11. The Assistant Collector in his order dated 23-12-98 (page 10 para 2) had clearly observed that because of the dispute regarding classification, price and the excisability of the goods in question, the assessments of the appellants made were provisional. The approval of the classification lists and the price list was finally made only after the passing of the order dated 23-12-98 vide which the Assistant Collector held the goods, calcium carbide to be non-excisable. The assessments were also finalised at that time.

12. Even otherwise, since during the period in question i.e. April 78 to May 78, all clearances for captive consumption of the goods (calcium carbide) by the appellants, were made pending approval of the price and classification lists, these were provisional in nature. Their refund claim has arisen subsequent to the passing of the order dated 23-12-98 by the Assistant Collector vide which the show cause notices issued on the price lists and classification lists by the Department to the appellants, were finally dropped and their assessments were finalised.

13. In Rajiv Mardia v. Commissioner of Central Excise - 2001 (129) E.L.T. 334, the Larger Bench of the Tribunal has held that clearances of the goods effected pending finalisation of the price and classification lists, would be provisional in nature. The procedure contemplated by Rule 9B of the Central Excise Rules, is not to be followed.

14. It is equally well settled that the doctrine of unjust enrichment would not be applicable in a case where the refund claim has arisen subsequent to the finalisation of the provisional assessments. In this context, reference may be made to the Apex Court judgment in Sinkhai Synthetics & Chemicals (P) Ltd. (supra) wherein it has been observed that recoveries or refund consequent upon final determination of duty liability would not be governed by the provisions of Section 11A and Section 11B of the Central Excise Act. This very principle of law has been laid down by the Apex Court in a well known judgment in the case of Mafatlal Industries Ltd. v. Union of India -1997 (89) E.L.T. 247 (S.C.). The Tribunal has also followed this view of the Apex Court in GKN Invel Transmissions Ltd. v. Commissioner of Customs - 2001 (137) E.L.T. 527.

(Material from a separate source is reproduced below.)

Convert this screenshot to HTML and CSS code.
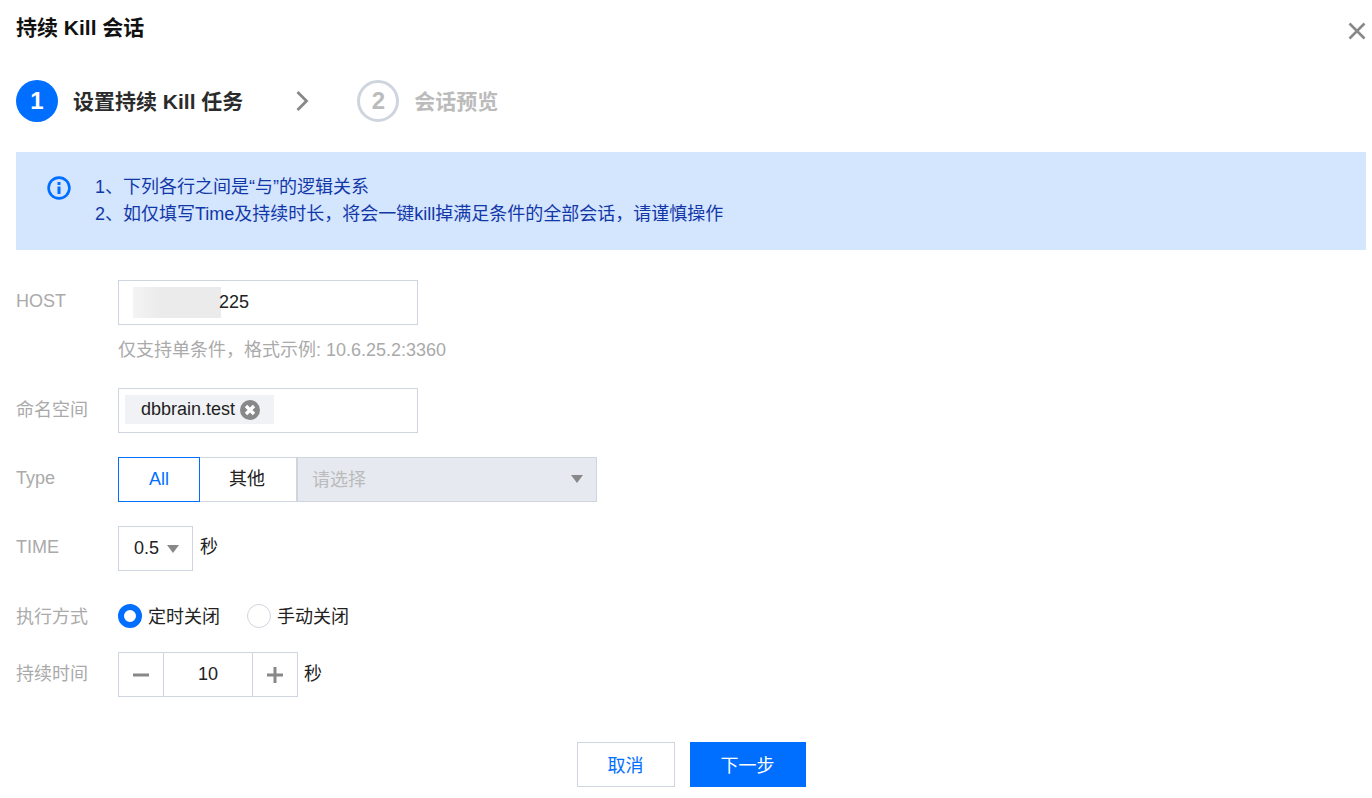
FILE: index.html
```html
<!DOCTYPE html>
<html lang="zh">
<head>
<meta charset="utf-8">
<title>持续 Kill 会话</title>
<link rel="stylesheet" href="styles.css">
</head>
<body>
<div class="dialog">
  <header class="head">
    <h1 class="title">持续 Kill 会话</h1>
    <svg class="close" width="18" height="18" viewBox="0 0 18 18"><path d="M1.5 1.5l15 15M16.5 1.500l-15 15" stroke="#888" stroke-width="2.6" fill="none"/></svg>
  </header>
  <div class="steps">
    <span class="num on">1</span>
    <span class="step-text">设置持续 Kill 任务</span>
    <svg class="chev" width="14" height="22" viewBox="0 0 14 22"><path d="M2.5 2l9 9-9 9" stroke="#888" stroke-width="2.8" fill="none"/></svg>
    <span class="num off">2</span>
    <span class="step-text muted">会话预览</span>
  </div>
  <div class="alert">
    <svg class="alert-icon" width="24" height="24" viewBox="0 0 24 24"><circle cx="12" cy="12" r="10.4" fill="none" stroke="#006eff" stroke-width="2.6"/><rect x="10.5" y="10.5" width="3" height="7.5" fill="#006eff"/><rect x="10.5" y="6" width="3" height="3" fill="#006eff"/></svg>
    <div class="alert-text">
      <p>1、下列各行之间是“与”的逻辑关系</p>
      <p>2、如仅填写Time及持续时长，将会一键kill掉满足条件的全部会话，请谨慎操作</p>
    </div>
  </div>
  <form class="form">
    <div class="row host-row">
      <label class="label">HOST</label>
      <div class="field">
        <div class="box wide"><span class="blur"></span><span class="val">225</span></div>
        <p class="hint">仅支持单条件，格式示例: 10.6.25.2:3360</p>
      </div>
    </div>
    <div class="row">
      <label class="label ns-label">命名空间</label>
      <div class="box wide tagbox">
        <span class="tag">dbbrain.test<svg class="tag-x" width="20" height="20" viewBox="0 0 20 20"><circle cx="10" cy="10" r="10" fill="#888"/><path d="M6 6l8 8M14 6l-8 8" stroke="#fff" stroke-width="3.400"/></svg></span>
      </div>
    </div>
    <div class="row">
      <label class="label">Type</label>
      <div class="group">
        <span class="seg seg-on">All</span>
        <span class="seg seg-other">其他</span>
        <span class="sel-off">请选择<i class="caret"></i></span>
      </div>
    </div>
    <div class="row">
      <label class="label">TIME</label>
      <div class="box time-box">0.5<i class="caret"></i></div>
      <span class="unit">秒</span>
    </div>
    <div class="row radio-row">
      <label class="label">执行方式</label>
      <span class="radio checked"></span><span class="radio-text">定时关闭</span>
      <span class="radio"></span><span class="radio-text">手动关闭</span>
    </div>
    <div class="row stepper-row">
      <label class="label step-label">持续时间</label>
      <div class="stepper">
        <span class="st-btn"><svg width="18" height="18" viewBox="0 0 18 18"><rect x="1" y="7.500" width="16" height="3" fill="#888"/></svg></span>
        <span class="st-val">10</span>
        <span class="st-btn"><svg width="18" height="18" viewBox="0 0 18 18"><path d="M1 7.500h6.500V1h3v6.500H17v3h-6.500V17h-3v-6.500H1z" fill="#888"/></svg></span>
      </div>
      <span class="unit unit-step">秒</span>
    </div>
    <div class="actions">
      <button type="button" class="btn ghost">取消</button>
      <button type="button" class="btn primary">下一步</button>
    </div>
  </form>
</div>
</body>
</html>
```

FILE: styles.css
```css
* { box-sizing: border-box; }
html, body { margin: 0; padding: 0; background: #fff; overflow: hidden; }
body { width: 1372px; height: 798px; font-family: "Liberation Sans", "Noto Sans CJK SC", sans-serif; font-size: 18px; color: #222; }
.dialog { padding: 0 6px 0 16px; }
.head { display: flex; justify-content: space-between; align-items: center; height: 56px; }
.title { margin: 0; font-size: 21px; font-weight: 700; color: #111; line-height: 56px; }
.close { margin-top: 6px; margin-right: 0; }
.steps { display: flex; align-items: center; margin-top: 24px; height: 42px; }
.num { width: 42px; height: 42px; border-radius: 50%; display: flex; align-items: center; justify-content: center; font-size: 24px; font-weight: 700; }
.num.on { background: #006eff; color: #fff; }
.num.off { border: 3px solid #cfd5de; color: #bbb; }
.step-text { margin-left: 15px; padding-top: 2px; font-size: 21px; font-weight: 700; color: #2b2b2b; line-height: 42px; }
.step-text.muted { color: #bbb; }
.chev { margin-left: 52px; margin-right: 48px; }
.alert { display: flex; margin-top: 30px; height: 98px; background: #d4e5fe; padding: 22px 0 0 31px; }
.alert-icon { margin-top: 2px; flex: none; }
.alert-text { margin-left: 24px; color: #1238a8; line-height: 27px; }
.alert-text p { margin: 0; }
.form { padding-top: 30px; }
.row { display: flex; align-items: center; margin-bottom: 24px; min-height: 45px; line-height: 24px; }
.host-row { align-items: flex-start; margin-bottom: 25px; }
.host-row .label { line-height: 43px; }
.label { width: 102px; flex: none; color: #aaa; padding-bottom: 3px; }
.ns-label { padding-bottom: 1px; }
.step-label { padding-bottom: 1px; }
.box { height: 45px; border: 1px solid #cfd5de; display: flex; align-items: center; background: #fff; }
.wide { width: 300px; }
.blur { width: 88px; height: 31px; margin: 0 -2px 0 14px; background: linear-gradient(90deg, #f4f4f4 0, #ebebeb 30%, #ebebeb 100%); }
.val { position: relative; padding-bottom: 2px; }
.hint { margin: 0; color: #aaa; line-height: 38px; height: 38px; padding-top: 6px; }
.field { display: block; }
.tagbox { padding-left: 6px; }
.tag { display: flex; align-items: center; width: 149px; height: 29px; margin-bottom: 2px; padding-left: 16px; background: #f1f2f5; color: #222; padding-bottom: 1px; }
.tag-x { margin-left: 5px; margin-top: 1px; }
.group { display: flex; height: 45px; }
.seg { height: 45px; display: flex; align-items: center; justify-content: center; padding-bottom: 2px; }
.seg-on { width: 82px; border: 1px solid #006eff; color: #006eff; }
.seg-other { width: 97px; border: 1px solid #cfd5de; border-left: 0; padding-right: 2px; }
.sel-off { position: relative; width: 300px; height: 45px; display: flex; align-items: center; padding: 0 0 0 14px; background: #e6e9ef; border: 1px solid #cfd5de; color: #bbb; }
.sel-off .caret { position: absolute; right: 13px; top: 17px; margin: 0; }
.caret { display: inline-block; width: 0; height: 0; border-left: 6px solid transparent; border-right: 6px solid transparent; border-top: 8px solid #888; }
.time-box { width: 75px; padding-left: 15px; padding-bottom: 2px; }
.time-box .caret { margin-left: 8px; margin-top: 2px; }
.unit { margin-left: 7px; padding-bottom: 3px; }
.unit-step { margin-left: 6px; padding-bottom: 1px; }
.radio-row { min-height: 0; height: 24px; margin-bottom: 24px; margin-top: 33px; }
.radio-row .label { padding-bottom: 0; padding-top: 2px; }
.radio { width: 24px; height: 24px; border-radius: 50%; border: 1px solid #cfd5de; flex: none; }
.radio.checked { border: 6px solid #006eff; }
.radio-text { margin-left: 6px; margin-right: 27px; padding-top: 2px; }
.stepper { display: flex; width: 180px; height: 45px; border: 1px solid #cfd5de; }
.st-btn { width: 44px; display: flex; align-items: center; justify-content: center; flex: none; }
.st-val { flex: 1; display: flex; align-items: center; justify-content: center; border-left: 1px solid #cfd5de; border-right: 1px solid #cfd5de; padding-bottom: 2px; }
.stepper-row { margin-bottom: 45px; }
.actions { display: flex; justify-content: center; gap: 15px; }
.btn { height: 45px; font: inherit; border: 1px solid #cfd5de; cursor: pointer; padding: 0 0 2px; }
.ghost { width: 98px; background: #fff; color: #006eff; }
.primary { width: 116px; background: #006eff; border-color: #006eff; color: #fff; }
```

15. The Tribunal has also in Ponds (India) Ltd. v. Commissioner of Centra! Excise - 2000 (124) E.L.T. 202 had taken the view that if the assessments are provisional on one ground, the provisionality extends to the entire gamut of the assessment. In the face of the above referred facts and circumstances and the law on the point, the appellants' refund claim could not be rejected by invoking the principles of unjust enrichment which was not attracted to the case.

16. Apart from this, even on merits, the appellants have produced overwhelming evidence that the incidence of duty had not been passed on by them to the buyers. The incidence of duty could be said to had been passed on to the buyers/customers if the price of their final product, acetylene black had changed subsequent to the payment of duty on the inputs, calcium carbide, used by them for the manufacture of the product. Rather from the certificates issued by the Chartered Accountant, M/s. Suri and Company and M/s. Chandy and Zacheria placed on record by the appellants, show that the selling price of the final product was not influenced by the duty paid by them on calcium carbide. Their sale price of the final product remained almost the same and rather on some occasions it stood reduced even though consumption of calcium carbide had increased. The sale price was thus influenced only by the market and not on account of payment of duty on the inputs. The CA, M/s. Suri and Company, had also in the certificate, certified after going through the RG-I register, sale invoices, gate passes, etc., issued during the relevant period, that there had been no increase in the sale price of the final product of the appellants, on account of payment of duty on the inputs. They had further certified that the incidence of duty had not been passed on to the consumers. Their certificates find corroboration from various enclosed tables showing comparison of the cost with the sale price of the final product of the appellants during the disputed period. From these certificates, it is evident that the payment of duty on the inputs by the appellants did not effect the selling price of their final product.

17. The appellants have also produced the copies of the balance-sheets for the disputed period wherein the manufacturing and administrative expenses have been shown. Learned Commissioner (Appeals) has found fault with the balancesheets on the ground that they had not shown the duty paid under protest as the amount recoverable from the Government, therein.

But in our view, that could not be made basis for discarding the balance-sheets and no inference from that ommission could be taken that the incidence of duty had been passed on by the appellants to the consumers, The correctness of the Chartered Accountants' Certificates and the comparative tables of cost and selling price, sale invoices, gate passes produced by the appellants for the period in question, had not been doubted by the Commissioner (Appeals) in the impugned order. We do not find any sufficient ground to discard the certificates and other evidence produced by the appellants for proving that the incidence of duty had not been passed on by them, to the consumers.

18. It is well settled that the incidence of duty cannot be said to have been passed on by the consumers, if the sale price of the goods had remained the same before and after payment of duty by the assessee. In this context, reference may be made to, Commissioner of Central Excise, Kanpur v. Corona Cosmetics & Chemicals (P) Ltd. - 2000 (118) E.L.T. 356 (T) and Commissioner of Central Excise v. Minerva Mills - 2002 (141) E.L.T. 177, wherein it has been so ruled by the Tribunal. The Revenue had not produced any evidence to contradict the documentary evidence produced by the appellants referred to above. Therefore, the unrebutted evidence of the appellants that their selling price of the final product was not influenced by payment of duty on the inputs during the period in question and that the price remained the same or even on certain occasions stood reduced, deserves to be accepted. From all this evidence brought on record, it stands amply proved that the incidence of duty had not been passed on by the appellants to the buyers/consumers during the period in question.

19. In view of the discussions made above, the impugned order of the Commissioner (Appeals) holding the refund claim of the appellants to be hit by the bar of unjust enrichment, cannot be legally sustained and as such, the same is set aside. The appeal of the appellants is allowed. The appellants are entitled to the refund of the amount in dispute.